**Stated exercise**:
Will you write out the data exactly, excluding every picture?

**Stored data**:

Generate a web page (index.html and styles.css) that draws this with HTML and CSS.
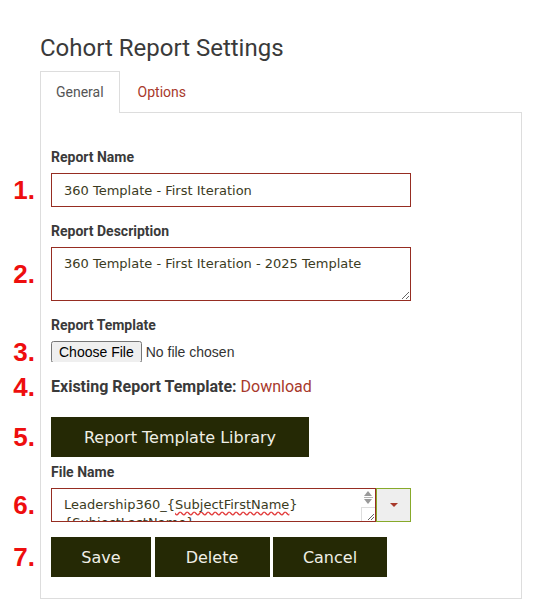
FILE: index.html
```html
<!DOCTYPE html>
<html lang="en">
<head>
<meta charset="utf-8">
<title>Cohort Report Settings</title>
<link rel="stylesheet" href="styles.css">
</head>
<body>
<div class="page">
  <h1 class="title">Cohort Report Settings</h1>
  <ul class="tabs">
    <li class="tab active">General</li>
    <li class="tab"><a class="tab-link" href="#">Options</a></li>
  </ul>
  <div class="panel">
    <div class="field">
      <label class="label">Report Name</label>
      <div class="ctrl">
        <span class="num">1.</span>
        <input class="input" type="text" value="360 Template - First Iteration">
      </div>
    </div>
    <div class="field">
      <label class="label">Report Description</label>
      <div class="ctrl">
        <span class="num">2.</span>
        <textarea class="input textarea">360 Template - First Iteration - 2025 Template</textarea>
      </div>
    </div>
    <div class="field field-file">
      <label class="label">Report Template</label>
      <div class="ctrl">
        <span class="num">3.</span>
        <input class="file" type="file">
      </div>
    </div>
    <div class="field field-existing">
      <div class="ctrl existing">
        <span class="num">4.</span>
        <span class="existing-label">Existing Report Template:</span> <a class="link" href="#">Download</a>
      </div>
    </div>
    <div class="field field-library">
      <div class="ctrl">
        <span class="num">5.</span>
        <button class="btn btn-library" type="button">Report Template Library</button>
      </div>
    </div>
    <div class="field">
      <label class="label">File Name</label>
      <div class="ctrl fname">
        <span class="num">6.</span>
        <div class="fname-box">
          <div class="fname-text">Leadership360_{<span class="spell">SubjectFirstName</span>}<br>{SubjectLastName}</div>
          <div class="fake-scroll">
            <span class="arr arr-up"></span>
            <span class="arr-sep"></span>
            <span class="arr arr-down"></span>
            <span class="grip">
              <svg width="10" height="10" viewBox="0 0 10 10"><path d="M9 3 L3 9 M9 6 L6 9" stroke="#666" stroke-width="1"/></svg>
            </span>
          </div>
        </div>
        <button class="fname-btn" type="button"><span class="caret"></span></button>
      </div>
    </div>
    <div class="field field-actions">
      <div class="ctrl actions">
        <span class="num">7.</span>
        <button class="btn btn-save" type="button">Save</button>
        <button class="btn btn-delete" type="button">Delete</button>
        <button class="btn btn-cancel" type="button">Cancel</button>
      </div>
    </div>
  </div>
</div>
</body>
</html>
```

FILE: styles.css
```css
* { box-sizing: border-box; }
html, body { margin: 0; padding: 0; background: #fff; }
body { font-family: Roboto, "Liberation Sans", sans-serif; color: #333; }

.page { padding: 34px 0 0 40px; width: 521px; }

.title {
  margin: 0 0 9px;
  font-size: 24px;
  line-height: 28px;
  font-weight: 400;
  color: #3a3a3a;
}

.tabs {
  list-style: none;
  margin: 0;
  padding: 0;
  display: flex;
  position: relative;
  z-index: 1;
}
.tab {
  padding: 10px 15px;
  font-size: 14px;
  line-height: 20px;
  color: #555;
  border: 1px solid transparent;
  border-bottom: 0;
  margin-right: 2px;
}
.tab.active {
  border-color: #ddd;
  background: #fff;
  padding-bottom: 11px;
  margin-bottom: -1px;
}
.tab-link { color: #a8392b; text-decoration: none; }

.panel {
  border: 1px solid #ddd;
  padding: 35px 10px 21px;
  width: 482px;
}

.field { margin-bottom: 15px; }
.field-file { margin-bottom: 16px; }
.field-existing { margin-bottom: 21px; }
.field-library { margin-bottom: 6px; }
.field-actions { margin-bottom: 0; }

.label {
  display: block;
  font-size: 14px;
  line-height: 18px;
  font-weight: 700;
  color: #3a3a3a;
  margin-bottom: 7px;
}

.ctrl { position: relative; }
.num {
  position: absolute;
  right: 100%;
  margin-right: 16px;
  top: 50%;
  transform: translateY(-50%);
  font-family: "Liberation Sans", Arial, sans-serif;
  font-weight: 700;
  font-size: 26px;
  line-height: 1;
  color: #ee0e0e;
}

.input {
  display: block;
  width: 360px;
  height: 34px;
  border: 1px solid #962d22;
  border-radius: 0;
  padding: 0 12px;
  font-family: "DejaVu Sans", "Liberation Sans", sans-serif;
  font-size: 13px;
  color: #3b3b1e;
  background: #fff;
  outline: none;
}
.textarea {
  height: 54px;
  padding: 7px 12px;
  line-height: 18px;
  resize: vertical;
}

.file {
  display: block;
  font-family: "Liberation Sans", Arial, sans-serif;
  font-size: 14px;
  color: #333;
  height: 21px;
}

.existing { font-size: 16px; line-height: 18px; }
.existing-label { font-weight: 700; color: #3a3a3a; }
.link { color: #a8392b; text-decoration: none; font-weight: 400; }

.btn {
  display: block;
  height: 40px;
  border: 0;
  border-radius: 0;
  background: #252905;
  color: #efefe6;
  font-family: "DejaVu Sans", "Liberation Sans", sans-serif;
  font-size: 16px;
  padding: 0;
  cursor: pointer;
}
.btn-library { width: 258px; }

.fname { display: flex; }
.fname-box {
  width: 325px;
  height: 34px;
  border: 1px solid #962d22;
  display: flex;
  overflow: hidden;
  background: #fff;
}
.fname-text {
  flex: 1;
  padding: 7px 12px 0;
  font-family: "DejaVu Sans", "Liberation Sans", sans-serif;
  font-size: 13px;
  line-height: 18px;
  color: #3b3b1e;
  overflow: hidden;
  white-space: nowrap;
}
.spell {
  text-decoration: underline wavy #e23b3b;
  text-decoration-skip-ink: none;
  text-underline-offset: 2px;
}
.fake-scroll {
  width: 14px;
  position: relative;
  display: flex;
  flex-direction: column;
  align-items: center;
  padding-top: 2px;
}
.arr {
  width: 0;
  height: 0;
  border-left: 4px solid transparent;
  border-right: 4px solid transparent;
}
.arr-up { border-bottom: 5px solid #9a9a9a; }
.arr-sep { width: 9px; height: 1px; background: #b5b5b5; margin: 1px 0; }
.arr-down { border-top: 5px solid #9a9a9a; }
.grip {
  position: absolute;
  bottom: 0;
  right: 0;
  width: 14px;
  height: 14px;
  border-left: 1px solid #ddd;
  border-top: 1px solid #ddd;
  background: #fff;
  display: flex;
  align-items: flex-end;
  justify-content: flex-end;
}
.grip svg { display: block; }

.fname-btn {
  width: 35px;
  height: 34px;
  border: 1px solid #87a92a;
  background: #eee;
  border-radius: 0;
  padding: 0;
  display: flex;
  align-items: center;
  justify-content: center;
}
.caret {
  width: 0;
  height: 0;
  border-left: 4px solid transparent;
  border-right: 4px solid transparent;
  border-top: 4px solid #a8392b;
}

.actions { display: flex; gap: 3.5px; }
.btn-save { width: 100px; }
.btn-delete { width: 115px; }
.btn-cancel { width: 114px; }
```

**Result below**:
Generate a web page (index.html and styles.css) that draws this with HTML and CSS.
FILE: index.html
```html
<!DOCTYPE html>
<html lang="en">
<head>
<meta charset="utf-8">
<title>Cohort Report Settings</title>
<link rel="stylesheet" href="styles.css">
</head>
<body>
<div class="page">
  <h1 class="title">Cohort Report Settings</h1>
  <ul class="tabs">
    <li class="tab active">General</li>
    <li class="tab"><a class="tab-link" href="#">Options</a></li>
  </ul>
  <div class="panel">
    <div class="field">
      <label class="label">Report Name</label>
      <div class="ctrl">
        <span class="num">1.</span>
        <input class="input" type="text" value="360 Template - First Iteration">
      </div>
    </div>
    <div class="field">
      <label class="label">Report Description</label>
      <div class="ctrl">
        <span class="num">2.</span>
        <textarea class="input textarea">360 Template - First Iteration - 2025 Template</textarea>
      </div>
    </div>
    <div class="field field-file">
      <label class="label">Report Template</label>
      <div class="ctrl">
        <span class="num">3.</span>
        <input class="file" type="file">
      </div>
    </div>
    <div class="field field-existing">
      <div class="ctrl existing">
        <span class="num">4.</span>
        <span class="existing-label">Existing Report Template:</span> <a class="link" href="#">Download</a>
      </div>
    </div>
    <div class="field field-library">
      <div class="ctrl">
        <span class="num">5.</span>
        <button class="btn btn-library" type="button">Report Template Library</button>
      </div>
    </div>
    <div class="field">
      <label class="label">File Name</label>
      <div class="ctrl fname">
        <span class="num">6.</span>
        <div class="fname-box">
          <div class="fname-text">Leadership360_{<span class="spell">SubjectFirstName</span>}<br>{SubjectLastName}</div>
          <div class="fake-scroll">
            <span class="arr arr-up"></span>
            <span class="arr-sep"></span>
            <span class="arr arr-down"></span>
            <span class="grip">
              <svg width="10" height="10" viewBox="0 0 10 10"><path d="M9 3 L3 9 M9 6 L6 9" stroke="#666" stroke-width="1"/></svg>
            </span>
          </div>
        </div>
        <button class="fname-btn" type="button"><span class="caret"></span></button>
      </div>
    </div>
    <div class="field field-actions">
      <div class="ctrl actions">
        <span class="num">7.</span>
        <button class="btn btn-save" type="button">Save</button>
        <button class="btn btn-delete" type="button">Delete</button>
        <button class="btn btn-cancel" type="button">Cancel</button>
      </div>
    </div>
  </div>
</div>
</body>
</html>
```

FILE: styles.css
```css
* { box-sizing: border-box; }
html, body { margin: 0; padding: 0; background: #fff; }
body { font-family: Roboto, "Liberation Sans", sans-serif; color: #333; }

.page { padding: 34px 0 0 40px; width: 521px; }

.title {
  margin: 0 0 9px;
  font-size: 24px;
  line-height: 28px;
  font-weight: 400;
  color: #3a3a3a;
}

.tabs {
  list-style: none;
  margin: 0;
  padding: 0;
  display: flex;
  position: relative;
  z-index: 1;
}
.tab {
  padding: 10px 15px;
  font-size: 14px;
  line-height: 20px;
  color: #555;
  border: 1px solid transparent;
  border-bottom: 0;
  margin-right: 2px;
}
.tab.active {
  border-color: #ddd;
  background: #fff;
  padding-bottom: 11px;
  margin-bottom: -1px;
}
.tab-link { color: #a8392b; text-decoration: none; }

.panel {
  border: 1px solid #ddd;
  padding: 35px 10px 21px;
  width: 482px;
}

.field { margin-bottom: 15px; }
.field-file { margin-bottom: 16px; }
.field-existing { margin-bottom: 21px; }
.field-library { margin-bottom: 6px; }
.field-actions { margin-bottom: 0; }

.label {
  display: block;
  font-size: 14px;
  line-height: 18px;
  font-weight: 700;
  color: #3a3a3a;
  margin-bottom: 7px;
}

.ctrl { position: relative; }
.num {
  position: absolute;
  right: 100%;
  margin-right: 16px;
  top: 50%;
  transform: translateY(-50%);
  font-family: "Liberation Sans", Arial, sans-serif;
  font-weight: 700;
  font-size: 26px;
  line-height: 1;
  color: #ee0e0e;
}

.input {
  display: block;
  width: 360px;
  height: 34px;
  border: 1px solid #962d22;
  border-radius: 0;
  padding: 0 12px;
  font-family: "DejaVu Sans", "Liberation Sans", sans-serif;
  font-size: 13px;
  color: #3b3b1e;
  background: #fff;
  outline: none;
}
.textarea {
  height: 54px;
  padding: 7px 12px;
  line-height: 18px;
  resize: vertical;
}

.file {
  display: block;
  font-family: "Liberation Sans", Arial, sans-serif;
  font-size: 14px;
  color: #333;
  height: 21px;
}

.existing { font-size: 16px; line-height: 18px; }
.existing-label { font-weight: 700; color: #3a3a3a; }
.link { color: #a8392b; text-decoration: none; font-weight: 400; }

.btn {
  display: block;
  height: 40px;
  border: 0;
  border-radius: 0;
  background: #252905;
  color: #efefe6;
  font-family: "DejaVu Sans", "Liberation Sans", sans-serif;
  font-size: 16px;
  padding: 0;
  cursor: pointer;
}
.btn-library { width: 258px; }

.fname { display: flex; }
.fname-box {
  width: 325px;
  height: 34px;
  border: 1px solid #962d22;
  display: flex;
  overflow: hidden;
  background: #fff;
}
.fname-text {
  flex: 1;
  padding: 7px 12px 0;
  font-family: "DejaVu Sans", "Liberation Sans", sans-serif;
  font-size: 13px;
  line-height: 18px;
  color: #3b3b1e;
  overflow: hidden;
  white-space: nowrap;
}
.spell {
  text-decoration: underline wavy #e23b3b;
  text-decoration-skip-ink: none;
  text-underline-offset: 2px;
}
.fake-scroll {
  width: 14px;
  position: relative;
  display: flex;
  flex-direction: column;
  align-items: center;
  padding-top: 2px;
}
.arr {
  width: 0;
  height: 0;
  border-left: 4px solid transparent;
  border-right: 4px solid transparent;
}
.arr-up { border-bottom: 5px solid #9a9a9a; }
.arr-sep { width: 9px; height: 1px; background: #b5b5b5; margin: 1px 0; }
.arr-down { border-top: 5px solid #9a9a9a; }
.grip {
  position: absolute;
  bottom: 0;
  right: 0;
  width: 14px;
  height: 14px;
  border-left: 1px solid #ddd;
  border-top: 1px solid #ddd;
  background: #fff;
  display: flex;
  align-items: flex-end;
  justify-content: flex-end;
}
.grip svg { display: block; }

.fname-btn {
  width: 35px;
  height: 34px;
  border: 1px solid #87a92a;
  background: #eee;
  border-radius: 0;
  padding: 0;
  display: flex;
  align-items: center;
  justify-content: center;
}
.caret {
  width: 0;
  height: 0;
  border-left: 4px solid transparent;
  border-right: 4px solid transparent;
  border-top: 4px solid #a8392b;
}

.actions { display: flex; gap: 3.5px; }
.btn-save { width: 100px; }
.btn-delete { width: 115px; }
.btn-cancel { width: 114px; }
```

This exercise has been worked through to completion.